ITSM Implementation Challenges[9]

The extent of difficulties associated with implementing IT service management depends upon the current state (baseline) maturity of the business enterprise and IT organizations. For those that are at lower maturity levels, this may mean a fundamental shift in the ways in which business enterprises and IT organizations operate. Major difficulties may include:

  • Cultural shift and organizational change: For organizations that may have lower maturity levels, ITSM implementation may actually lead to a fundamental shift in the way in which IT delivers its services to the customers and how customers engage IT in providing specific services. Fundamental shifts leading to transformations do not happen overnight and need a consistent and steady approach to incrementally and iteratively improving the services provided by IT organizations.
  • Technology management vs.
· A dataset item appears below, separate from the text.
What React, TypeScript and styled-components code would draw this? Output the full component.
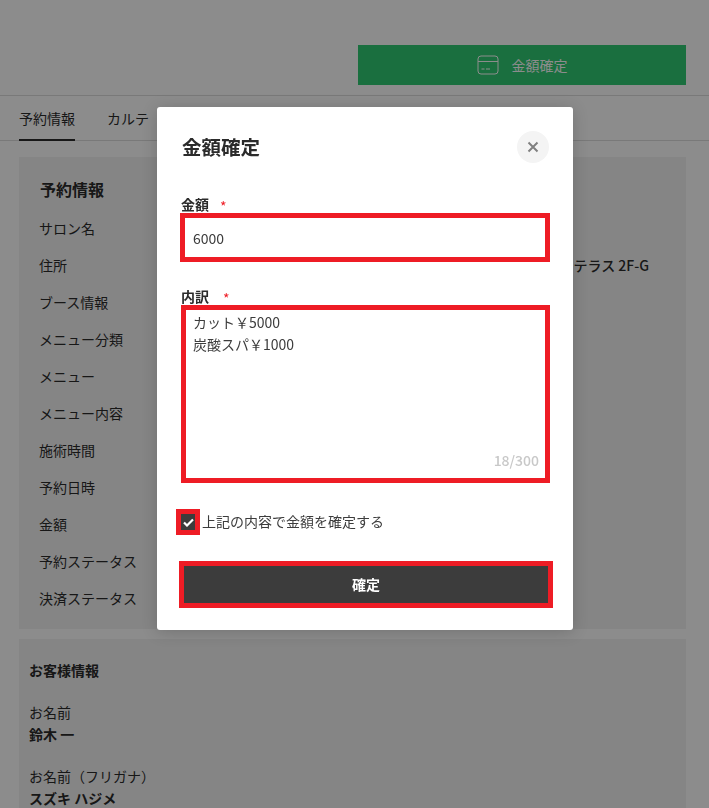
import styled, { createGlobalStyle } from "styled-components";

const GlobalStyle = createGlobalStyle`
  html, body {
    margin: 0;
    padding: 0;
    background: #fff;
    color: #2b2b2b;
    font-family: "Noto Sans CJK JP", "Noto Sans", sans-serif;
    height: 808px;
    overflow: hidden;
  }
  * { box-sizing: border-box; }
`;

const Page = styled.div`
  height: 808px;
  overflow: hidden;
`;

const Header = styled.header`
  height: 96px;
  padding: 45px 23px 0 0;
  display: flex;
  justify-content: flex-end;
  align-items: flex-start;
  border-bottom: 1px solid #ddd;
`;

const ConfirmLink = styled.button`
  width: 328px;
  height: 40px;
  border: none;
  background: #31cb74;
  color: #fff;
  font: inherit;
  font-size: 14px;
  display: flex;
  align-items: center;
  justify-content: center;
  gap: 13px;
  padding: 0;
`;

const Tabs = styled.nav`
  height: 45px;
  padding: 0 19px;
  display: flex;
  gap: 32px;
  border-bottom: 1px solid #ddd;
`;

const Tab = styled.div<{ $active?: boolean }>`
  height: 45px;
  font-size: 14px;
  line-height: 44px;
  color: #2b2b2b;
  border-bottom: ${(p) => (p.$active ? "2px solid #2b2b2b" : "none")};
`;

const Content = styled.main`
  padding: 16px 23px 0 19px;
  display: flex;
  flex-direction: column;
  gap: 10px;
`;

const InfoCard = styled.section`
  height: 472px;
  background: #f3f3f3;
  padding: 20px 37px 0 20px;
`;

const InfoTitle = styled.h2`
  margin: 0 0 9px 1px;
  font-size: 16px;
  line-height: 24px;
  font-weight: 700;
`;

const InfoRow = styled.div`
  height: 37px;
  font-size: 14px;
  line-height: 37px;
  display: flex;
  justify-content: space-between;
`;

const InfoValue = styled.span`
  font-weight: 500;
`;

const CustomerCard = styled.section`
  background: #f3f3f3;
  padding: 21px 10px 0;
`;

const CustomerTitle = styled.h3`
  margin: 0 0 21px;
  font-size: 14px;
  line-height: 20px;
  font-weight: 700;
`;

const FieldBlock = styled.div`
  font-size: 14px;
  line-height: 22px;
  margin-bottom: 20px;
`;

const FieldValue = styled.div`
  font-weight: 700;
`;

const Overlay = styled.div`
  position: fixed;
  inset: 0;
  background: rgba(0, 0, 0, 0.45);
`;

const Modal = styled.div`
  position: absolute;
  left: 157px;
  top: 107px;
  width: 416px;
  background: #fff;
  border-radius: 3px;
  padding: 24px 24px 22px;
  box-shadow: 0 2px 16px rgba(0, 0, 0, 0.18);
`;

const ModalHeader = styled.div`
  display: flex;
  justify-content: space-between;
  align-items: center;
  height: 32px;
  margin-bottom: 32px;
`;

const ModalTitle = styled.h2`
  margin: 0 0 0 1px;
  font-size: 19.5px;
  font-weight: 700;
  line-height: 32px;
  color: #2b2b2b;
`;

const CloseButton = styled.button`
  width: 32px;
  height: 32px;
  border: none;
  border-radius: 50%;
  background: #f4f4f4;
  padding: 0;
  display: flex;
  align-items: center;
  justify-content: center;
`;

const Label = styled.label`
  display: block;
  font-size: 14px;
  font-weight: 700;
  line-height: 18px;
  color: #2b2b2b;
`;

const Required = styled.span<{ $gap: number }>`
  color: #ee1c25;
  font-weight: 400;
  line-height: 0;
  margin-left: ${(p) => p.$gap}px;
  vertical-align: -2px;
`;

const AmountInput = styled.input`
  display: block;
  width: 370px;
  height: 49px;
  margin: 0 -1px 25px;
  border: 5px solid #ee1c25;
  outline: none;
  padding: 0 8px;
  font: inherit;
  font-size: 14px;
  color: #3c3c3c;
`;

const TextareaWrap = styled.div`
  position: relative;
  width: 369px;
  height: 178px;
  margin-bottom: 26px;
`;

const BreakdownArea = styled.textarea`
  display: block;
  width: 100%;
  height: 100%;
  border: 5px solid #ee1c25;
  outline: none;
  resize: none;
  padding: 1px 7px;
  font: inherit;
  font-size: 14px;
  line-height: 22px;
  color: #3c3c3c;
`;

const Counter = styled.span`
  position: absolute;
  right: 11px;
  bottom: 13px;
  font-size: 14px;
  font-weight: 500;
  line-height: 20px;
  color: #c8c8c8;
`;

const CheckRow = styled.div`
  display: flex;
  align-items: center;
  margin: 0 0 26px -5px;
  font-size: 14px;
  color: #3c3c3c;
  gap: 2px;
`;

const CheckFrame = styled.span`
  width: 24px;
  height: 26px;
  border: 5px solid #ee1c25;
  background: #3c3c3c;
  display: flex;
  align-items: center;
  justify-content: center;
`;

const CheckText = styled.span`
  margin-bottom: 2px;
`;

const SubmitButton = styled.button`
  display: block;
  width: 374px;
  height: 47px;
  margin-left: -2px;
  border: 5px solid #ee1c25;
  background: #3c3c3c;
  color: #fff;
  font: inherit;
  font-size: 14px;
  font-weight: 700;
  padding: 0 0 2px;
`;

const rows = ["サロン名", "住所", "ブース情報", "メニュー分類", "メニュー", "メニュー内容", "施術時間", "予約日時", "金額", "予約ステータス", "決済ステータス"];

export default function App() {
  return (
    <>
      <GlobalStyle />
      <Page>
        <Header>
          <ConfirmLink>
            <svg width="22" height="20" viewBox="0 0 22 20" fill="none" stroke="#fff" strokeWidth="1">
              <rect x="1" y="1" width="20" height="18" rx="3" />
              <path d="M1 6.5h20M4.5 14h3M9 14h4" />
            </svg>
            金額確定
          </ConfirmLink>
        </Header>
        <Tabs>
          <Tab $active>予約情報</Tab>
          <Tab>カルテ</Tab>
        </Tabs>
        <Content>
          <InfoCard>
            <InfoTitle>予約情報</InfoTitle>
            {rows.map((label) => (
              <InfoRow key={label}>
                <span>{label}</span>
                {label === "住所" && <InfoValue>テラス 2F-G</InfoValue>}
              </InfoRow>
            ))}
          </InfoCard>
          <CustomerCard>
            <CustomerTitle>お客様情報</CustomerTitle>
            <FieldBlock>
              お名前
              <FieldValue>鈴木 一</FieldValue>
            </FieldBlock>
            <FieldBlock>
              お名前（フリガナ）
              <FieldValue>スズキ ハジメ</FieldValue>
            </FieldBlock>
          </CustomerCard>
        </Content>
      </Page>
      <Overlay />
      <Modal>
        <ModalHeader>
          <ModalTitle>金額確定</ModalTitle>
          <CloseButton aria-label="閉じる">
            <svg width="12" height="12" viewBox="0 0 12 12" stroke="#808080" strokeWidth="2" fill="none">
              <path d="M1.5 1.5l9 9M10.5 1.5l-9 9" />
            </svg>
          </CloseButton>
        </ModalHeader>
        <Label>
          金額<Required $gap={11}>*</Required>
        </Label>
        <AmountInput defaultValue="6000" />
        <Label>
          内訳<Required $gap={14}>*</Required>
        </Label>
        <TextareaWrap>
          <BreakdownArea defaultValue={"カット￥5000\n炭酸スパ￥1000"} />
          <Counter>18/300</Counter>
        </TextareaWrap>
        <CheckRow>
          <CheckFrame>
            <svg width="11" height="9" viewBox="0 0 11 9" fill="none" stroke="#fff" strokeWidth="2.2">
              <path d="M1 4.5l3 3 6-6" />
            </svg>
          </CheckFrame>
          <CheckText>上記の内容で金額を確定する</CheckText>
        </CheckRow>
        <SubmitButton>確定</SubmitButton>
      </Modal>
    </>
  );
}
IT service management: In many established organizations (not necessarily mature ones), IT is still viewed and managed as a back-office cost center. In most cases, such technology management cultures encourage teams and departments within an IT organization to operate in silos (silo-ed engineering and development, silo-ed technology management, silo-ed request management, silo-ed reporting and communication, silo-ed visions and leadership, and silo-ed supplier management). Mature service organizations manage their respective technologies in order to integrate with the business needs. Such a shift from being a technology management organization to a service-oriented organization usually is a major one and requires transformations in the way that IT thinks, plans, and delivers its services to its customers. IT components (software, hardware, applications, network, servers, etc) need to be managed to ensure that the respective services that these components support are appropriately managed to meet the business needs. You need one weak link to break the value chain. One weak component is all you need to cause an outage to a business-critical service. End-to-end service management is the only effective and efficient way to guarantee that all components that implement a given business service are managed consistently to ensure that business services are managed such that related business process needs are met. When teams and departments within an IT organization do technology management, they do so in silos and that may lead to a creation of a potential weak link. For IT organizations to migrate from being a technology management organization to one that manages services may sometimes be a challenging task.
  • Balancing resources between fighting fires and new developments: The chances are that if you are a lower maturity level organization the majority of your resources are engaged in fighting fires most of the time. When initiatives like business service management implementation are undertaken, special attention should be given to the number of additional resources that may be necessary to successfully deliver on new initiatives. In most cases, consultants may be an appropriate option. Higher maturity levels will enable organizations to dedicate more resources to new developments and to have fewer resources needed to keep the lights on.
  • Lack of in-house business service management and ITIL® expertise: Whenever transformational efforts are undertaken, it is critical to have subject matter experts advise and assist in implementing related components. For effective and efficient implementation of business service management, it is critical that ITIL experts are appropriately identified, acquired (if necessary), and engaged.
  • Multiple independent silos and varying maturity levels: In most medium-to-large size organizations, there may be multiple independent business-aligned IT organizations and each may be at a different maturity level. How should IT Service Management implementation be planned and executed to ensure that associated complexities and risks are appropriately managed and that focused business service improvements are implemented?
  • Efforts required to improve service management processes: Mature service management processes provide the necessary foundation required to ensure that business services are managed effectively. Improving service management processes may mean major impacts on the way people and teams within an IT organization perform their day-to-day jobs in managing technologies.
  • Longer turnaround times: In ITILv3, there are over 25 service management processes. Traditional service management implementation practices offer process-centric approaches. Service management process improvement focus may take longer times to mature thereby pushing the anticipated business service management driven business benefits further down; business benefits require that service chains for business processes are managed end-to-end.


ITSM Best Practices[10]

Following IT Service Management best practices need to find a place in your IT department. Below is a list of a few best practices for ITSM implementation, that have been gathered from successful ITSM deliveries around the world.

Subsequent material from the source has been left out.